I like to think of it like running a race. There are many factors at play- the weather, eating the right breakfast, if you have an injury, if you slept well- but the point is to keep running. It’s great to take notice of what others’ think, and even absorb it a little, but you must keep running toward the finish. What’s worse, when we assume what others think, we may not even be right. We might be preoccupied for no reason. Even if we are right, at some point we need to decide if it matters at all. How much do we care, and how much do we want to care?

Give yourself an opportunity to acknowledge your concerns, and then decide what to keep and what to discard. I give myself an 80/20 rule for any given situation-I have a busy mind, and so about 80 percent of what might enter my mind can be acknowledged but not internalized. Put it in perspective for yourself before allowing it to derail you from a decision you have to make, and do not allow your mind to take up more time than is needed. If it’s truly in the rational, logical twenty percent, do something about it and move on.

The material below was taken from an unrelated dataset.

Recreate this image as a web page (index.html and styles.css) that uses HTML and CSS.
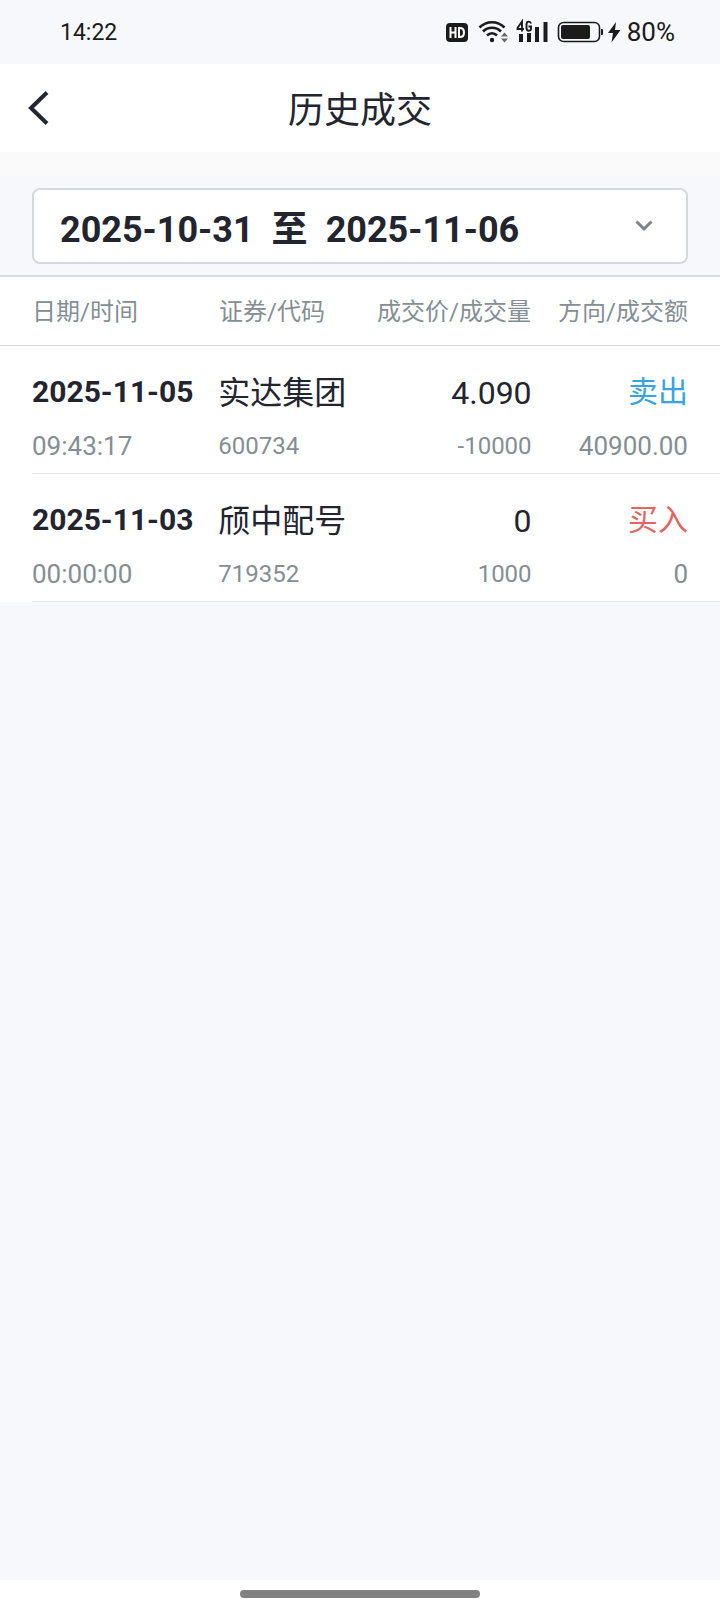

Otherwise, practice mindfulness and witness the thoughts, but don’t allow yourself to get caught up in a process that is no longer productive.

Don’t let anyone slow you down, and refuse to be distracted by outside people or forces. Run strong-shoulders back and eyes ahead. Keep your confidence up and your doubts away. Even if it’s your natural tendency to worry, push it aside. If it truly matters, it will come to light. If it doesn’t, you’ll soon be able to tell that, too. We have all the answers that we need at the moment that we need them. If you don’t have an answer right now, the question can wait.